Requirement:
From the very first line of the data to the line containing "import React from", retype everything exactly, leaving the pictures behind.

Material:

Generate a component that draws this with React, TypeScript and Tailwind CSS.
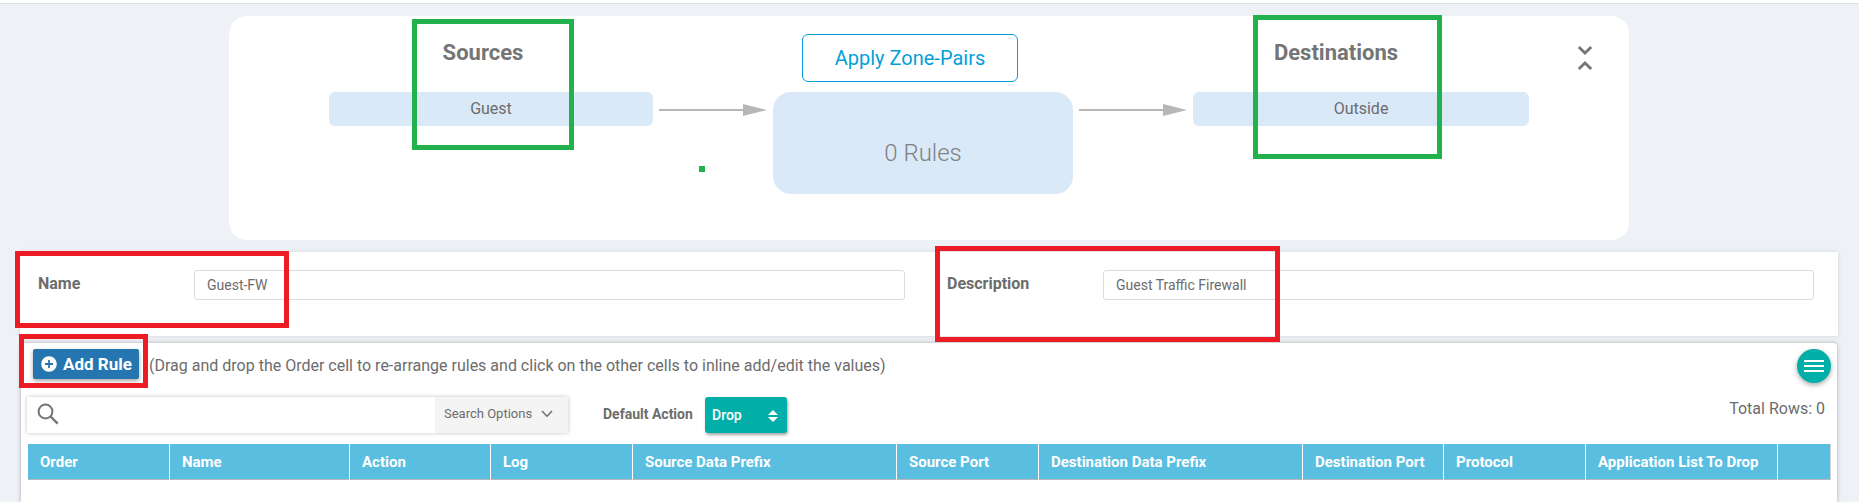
import React from "react";

const columns = [
  { label: "Order", width: "w-[142px]" },
  { label: "Name", width: "w-[180px]" },
  { label: "Action", width: "w-[141px]" },
  { label: "Log", width: "w-[142px]" },
  { label: "Source Data Prefix", width: "w-[264px]" },
  { label: "Source Port", width: "w-[142px]" },
  { label: "Destination Data Prefix", width: "w-[264px]" },
  { label: "Destination Port", width: "w-[141px]" },
  { label: "Protocol", width: "w-[142px]" },
  { label: "Application List To Drop", width: "w-[192px]" },
  { label: "", width: "w-[53px]" },
];

function Arrow() {
  return (
    <svg viewBox="0 0 108 12" className="mx-auto mt-3 h-3 w-[108px]" aria-hidden="true">
      <path d="M0 5h85v2H0z" fill="#b7b7b7" />
      <path d="M84 0l24 6-24 6z" fill="#b7b7b7" />
    </svg>
  );
}

function Marker({ className }: { className: string }) {
  return <span aria-hidden="true" className={`pointer-events-none absolute z-10 ${className}`} />;
}

function ZoneDiagram() {
  return (
    <section className="relative mx-auto grid min-h-[224px] max-w-[1400px] grid-cols-[100px_324fr_120px_300px_120px_336fr_100px] grid-rows-[76px_auto] rounded-[18px] bg-white">
      <h2 className="col-start-2 pt-[23px] pr-4 text-center text-[22px] leading-7 font-bold text-[#757575]">
        Sources
      </h2>
      <div className="col-start-4 flex items-start justify-center pt-[18px] pr-[26px]">
        <button
          type="button"
          className="h-12 w-[216px] rounded-md border border-[#049fd9] text-xl text-[#049fd9]"
        >
          Apply Zone-Pairs
        </button>
      </div>
      <h2 className="col-start-6 pt-[23px] pr-[50px] text-center text-[22px] leading-7 font-bold text-[#757575]">
        Destinations
      </h2>
      <div className="col-start-7 flex items-start justify-center pt-7 pl-3">
        <button type="button" aria-label="Collapse diagram" className="p-0">
          <svg viewBox="0 0 16 28" className="h-7 w-4" fill="none" stroke="#757575" strokeWidth="2.8">
            <path d="M1.8 3l6.2 6 6.2-6M1.8 25l6.2-6 6.2 6" />
          </svg>
        </button>
      </div>

      <div className="relative col-start-2 flex h-[34px] items-center justify-center rounded-md bg-[#dae9f8] text-base text-[#6c6c6c]">
        Guest
        <Marker className="top-[-73px] left-[83px] h-[131px] w-[162px] border-5 border-[#22b14c]" />
      </div>
      <div className="relative">
        <Arrow />
        <Marker className="top-[74px] left-[46px] size-[6px] bg-[#22b14c]" />
      </div>
      <div className="flex h-[102px] items-center justify-center rounded-[18px] bg-[#dae9f8] pt-5 text-2xl font-light text-[#808080]">
        0 Rules
      </div>
      <Arrow />
      <div className="relative flex h-[34px] items-center justify-center rounded-md bg-[#dae9f8] text-base text-[#6c6c6c]">
        Outside
        <Marker className="top-[-77px] left-[60px] h-[144px] w-[189px] border-5 border-[#22b14c]" />
      </div>
    </section>
  );
}

function Field({ id, label, value, marker }: { id: string; label: string; value: string; marker: string }) {
  return (
    <div className="relative flex items-start pt-[18px] pr-6 pl-[18px]">
      <label htmlFor={id} className="w-[156px] shrink-0 pt-1 text-base leading-5 font-bold text-[#6c6c6c]">
        {label}
      </label>
      <input
        id={id}
        type="text"
        defaultValue={value}
        className="h-[30px] min-w-0 flex-1 rounded-[3px] border border-[#dcdcdc] bg-white px-3 text-sm text-[#6c6c6c] outline-none"
      />
      <Marker className={`border-5 border-[#ed1c24] ${marker}`} />
    </div>
  );
}

function RulesPanel() {
  return (
    <section className="mr-[22px] ml-[21px] mt-1.5 flex-1 rounded-t border-t border-[#d6d6d6] bg-white px-1.5 shadow-[0_1px_4px_rgba(0,0,0,0.3)]">
      <div className="flex items-start pt-1.5 pl-1.5">
        <div className="relative">
          <button
            type="button"
            className="flex h-[30px] w-[106px] items-center gap-[6px] rounded-[2px] bg-[#2576b0] pl-2 text-[17px] leading-6 font-bold whitespace-nowrap text-white shadow-[0_2px_4px_rgba(0,0,0,0.35)]"
          >
            <svg viewBox="0 0 16 16" className="size-4" aria-hidden="true">
              <circle cx="8" cy="8" r="7.8" fill="#fff" />
              <path d="M8 4v8M4 8h8" stroke="#2576b0" strokeWidth="1.8" />
            </svg>
            Add Rule
          </button>
          <Marker className="top-[-15px] left-[-14px] h-[54px] w-[129px] border-5 border-[#ed1c24]" />
        </div>
        <p className="flex-1 pt-[5px] pl-[10px] text-base text-[#6c6c6c]">
          (Drag and drop the Order cell to re-arrange rules and click on the other cells to inline add/edit the values)
        </p>
        <button
          type="button"
          aria-label="Table menu"
          className="flex size-[34px] items-center justify-center rounded-full bg-[#02aea8] shadow-[0_2px_5px_rgba(0,0,0,0.35)]"
        >
          <svg viewBox="0 0 20 12" className="h-3 w-5" fill="#fff" aria-hidden="true">
            <path d="M0 0h20v2H0zM0 5h20v2H0zM0 10h20v2H0z" />
          </svg>
        </button>
      </div>

      <div className="flex items-start pt-3.5">
        <div className="flex h-9 w-[541px] bg-white shadow-[0_0_4px_rgba(0,0,0,0.25)]">
          <label htmlFor="search" className="flex w-10 shrink-0 items-center pb-0.5 pl-[10px]">
            <svg viewBox="0 0 22 22" className="size-[22px]" fill="none" stroke="#757575" role="img" aria-label="Search">
              <circle cx="8.5" cy="8.5" r="6.9" strokeWidth="2" />
              <path d="M13.5 13.5l7.2 7.2" strokeWidth="2.4" />
            </svg>
          </label>
          <input id="search" type="text" className="min-w-0 flex-1 text-sm outline-none" />
          <button
            type="button"
            className="flex w-[133px] items-center gap-[9px] bg-[#f4f4f4] pb-0.5 pl-[9px] text-[13px] text-[#6c6c6c]"
          >
            Search Options
            <svg viewBox="0 0 12 8" className="h-2 w-3" fill="none" stroke="#6c6c6c" strokeWidth="1.5" aria-hidden="true">
              <path d="M1 1l5 5.2L11 1" />
            </svg>
          </button>
        </div>
        <label htmlFor="action" className="ml-[35px] w-[102px] pt-[7px] text-sm font-bold text-[#6c6c6c]">
          Default Action
        </label>
        <div className="relative">
          <select
            id="action"
            className="h-9 w-[82px] appearance-none rounded-[3px] bg-[#02aea8] pl-[7px] text-sm font-medium text-white shadow-[1px_2px_3px_rgba(0,0,0,0.35)] outline-none"
            defaultValue="Drop"
          >
            <option>Drop</option>
            <option>Pass</option>
            <option>Inspect</option>
          </select>
          <svg
            viewBox="0 0 10 12"
            className="pointer-events-none absolute top-[13px] right-[9px] h-3 w-[10px]"
            fill="#fff"
            aria-hidden="true"
          >
            <path d="M5 0l5 5H0zM0 7h10l-5 5z" />
          </svg>
        </div>
        <p className="flex-1 pr-1.5 text-right text-base text-[#6c6c6c]">Total Rows: 0</p>
      </div>

      <div className="pt-[11px] pl-px">
        <table className="w-full table-fixed border-separate border-spacing-0">
          <thead>
            <tr className="h-9 bg-[#5abee0]">
              {columns.map((column) => (
                <th
                  key={column.label}
                  scope="col"
                  className={`${column.width} border-r border-b border-r-white border-b-[#b8b8b8] pl-3 text-left text-[15px] leading-5 font-bold whitespace-nowrap text-white last:border-r-[#d0d0d0]`}
                >
                  {column.label}
                </th>
              ))}
            </tr>
          </thead>
        </table>
      </div>
    </section>
  );
}

export default function App() {
  return (
    <main className="flex min-h-screen flex-col overflow-hidden bg-[#eef1f6] font-['Roboto',sans-serif]">
      <div className="h-1 border-b border-[#dcdfe3] bg-white" />
      <div className="pt-3 pr-px">
        <ZoneDiagram />
      </div>
      <form className="mr-[21px] ml-5 mt-3 grid min-h-[84px] grid-cols-2 bg-white shadow-[0_0_5px_rgba(0,0,0,0.12)]">
        <Field
          id="policy-name"
          label="Name"
          value="Guest-FW"
          marker="top-[-1px] left-[-5px] h-[77px] w-[274px]"
        />
        <Field
          id="policy-description"
          label="Description"
          value="Guest Traffic Firewall"
          marker="top-[-6px] left-[6px] h-[96px] w-[345px]"
        />
      </form>
      <RulesPanel />
    </main>
  );
}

Final answer:
Generate a component that draws this with React, TypeScript and Tailwind CSS.
import React from "react";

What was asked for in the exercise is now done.